Keene Hall

New Jersey Police Officer Richard Rodriguez was one of nearly 3,000 victims that was killed in the September 11, 2001 terror attacks. 

Seventeen years later, Rodriguez’s picture hanged on a lanyard around EKU freshman Devin Bollands’ neck at the annual EKU 9/11 Stair Climb in remembrance. 

This is the eighth annual stair climb at Keene Hall that honors those who lost their lives in the attacks on the World Trade Center, Pentagon building and the crash of United Flight 93 in Pennsylvania. 

Bolland, who is from northern Virginia, said that his attendance in the annual 9/11 Stair Climb was important to represent his father, who is a firefighter. 

“I wanted to represent my dad’s fire station back home,” Bolland said. 

Bolland climbed with his friend Amy Lemming, a freshman from Ohio. Lemming was also there to support her father, who is a firefighter as well. 

Each participant wore a lanyard with a picture and information of a victim from the attacks as they recreated the 110 flights of the World Trade Center. EKU ROTC members wore full field dress and students of the Fire and Safety program wore full turnout gear as they climbed the steps of Keene Hall. 

The 9/11 Day of Remembrance at EKU is held throughout the day with various events beginning with the memorial service at 8:30 a.m. and finishing with the stair climb at 7:45 p.m. A Red Cross blood drive and Holiday Cards for Heroes were other functions held throughout the day. 

Kaleb Lotz, a freshman business major, also attended the event. 

“It’s important to have this event because this was the most deadly attack on U.S. soil, and if we forget, it can happen again,” Lotz said. 

Before the stair climb, participants gathered in the Center for the Arts for the evening ceremony that featured a video montage of live footage, newscasts, voicemails and 9-1-1 calls from that early morning in September. 

The video was followed by this year’s keynote speaker, Former FBI Special Agent and bomb technician Kevin Miles. 

Miles spoke about where he was, and what he had to do on 9/11 and in the days following.
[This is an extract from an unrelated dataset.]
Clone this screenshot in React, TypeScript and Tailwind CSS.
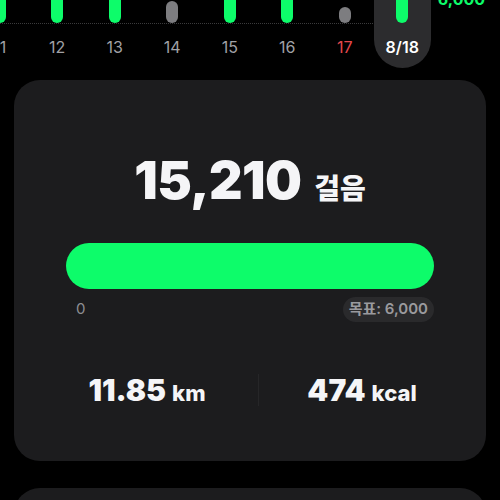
const days = [
  { label: "11", h: 40, on: true },
  { label: "12", h: 40, on: true },
  { label: "13", h: 40, on: true },
  { label: "14", h: 22, on: false },
  { label: "15", h: 40, on: true },
  { label: "16", h: 40, on: true },
  { label: "17", h: 16, on: false, red: true },
  { label: "8/18", h: 40, on: true, current: true },
  { label: "19", h: 0, on: false },
];

const font = { fontFamily: 'Inter, "Noto Sans CJK KR", sans-serif' };

function WeekStrip() {
  return (
    <div className="relative h-[68px]">
      {/* 점선 기준선 */}
      <div className="absolute left-0 top-[23px] w-[375px] border-t border-dotted border-[#3a3a3c]" />
      <div className="-ml-[29px] flex">
        {days.map((d) => (
          <div
            key={d.label}
            className={`relative flex h-[68px] w-[57.5px] shrink-0 flex-col items-center ${
              d.current ? "rounded-b-[29px] bg-[#2c2c2e]" : ""
            }`}
          >
            <div className="flex h-[23px] items-end">
              {d.h > 0 && (
                <div
                  className={`w-[12px] rounded-full ${d.on ? "bg-[#0dfc6a]" : "bg-[#7d7d80]"}`}
                  style={{ height: d.h }}
                />
              )}
            </div>
            <span
              className={`mt-[16px] text-[16px] leading-none ${
                d.current ? "font-semibold text-white" : d.red ? "text-[#e5484d]" : "text-[#a1a1a6]"
              }`}
            >
              {d.label === "19" ? "" : d.label}
            </span>
          </div>
        ))}
      </div>
      <span className="absolute right-[15px] top-[-13px] text-[16px] font-bold text-[#0dfc6a]">6,000</span>
    </div>
  );
}

function StepsCard() {
  return (
    <div className="mx-[14px] mt-[12px] h-[381px] rounded-[26px] bg-[#1c1c1e] pt-[75px]">
      <div className="flex items-baseline justify-center gap-[13px] text-[#f5f5f7]">
        <span className="text-[52px] font-black leading-none tracking-[-0.6px]">15,210</span>
        <span className="text-[28px] font-black leading-none">걸음</span>
      </div>
      <div className="mx-[52px] mt-[36px]">
        <div className="h-[46px] rounded-full bg-[#0dfc6a]" />
        <div className="mt-[8px] flex items-center justify-between">
          <span className="pl-[10px] text-[15px] text-[#8e8e93]">0</span>
          <span className="rounded-full bg-[#2a2a2c] px-[6px] py-[1px] text-[15px] font-semibold text-[#9a9a9e]">
            목표: 6,000
          </span>
        </div>
      </div>
      <div className="ml-[22px] mt-[52px] flex items-center">
        <div className="flex w-[222px] items-baseline justify-center gap-[6px] text-[#f5f5f7]">
          <span className="text-[30px] font-black leading-none">11.85</span>
          <span className="text-[22px] font-extrabold leading-none">km</span>
        </div>
        <div className="h-[32px] w-px bg-[#262628]" />
        <div className="flex w-[206px] items-baseline justify-center gap-[6px] text-[#f5f5f7]">
          <span className="text-[30px] font-black leading-none">474</span>
          <span className="text-[22px] font-extrabold leading-none">kcal</span>
        </div>
      </div>
    </div>
  );
}

export default function App() {
  return (
    <div className="h-[500px] w-[500px] overflow-hidden bg-black" style={font}>
      <WeekStrip />
      <StepsCard />
      <div className="mx-[14px] mt-[27px] h-[100px] rounded-[26px] bg-[#1c1c1e]" />
    </div>
  );
}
A native of Queens, New York, Miles became emotional remembering the World Trade Center being built as a child. 

“I watched those buildings go up as boy, and I watched them come down as a man in my forties,” Miles said. “Never forget.” 

The EKU Stair Climb was hosted by College of Justice and Safety, EKU Housing and the EKU Center for the Arts.

Eric Wharton, 21, fire protection administrator major and the coordinator of the stair climb, said the most impactful part of the event was the first flight walkthrough that was kept silent to remember the fallen. 

“When we begin the stair climb, the first walkthrough is silent and that is really powerful,” Wharton said. “Really organizing, getting the speaker and the symbolism of it all is really impactful to me. All the little things like the steel beam from the towers, the way Keene is lit up, make this event as a whole really great.” 

William Hicks, associate professor for the fire protection and safety engineering technology program, was a senior at EKU and watched the towers crumble on television in Ashland 117 with his teachers and other students. 

“Now we are getting to a time where students coming to college weren’t even alive during 9/11. This event is important to keep the cultural memory so that post 9/11 students will have background, Hicks said. “The things that we teach here in this program are what helped keep those buildings up as long as they were even with all the heat and damage.”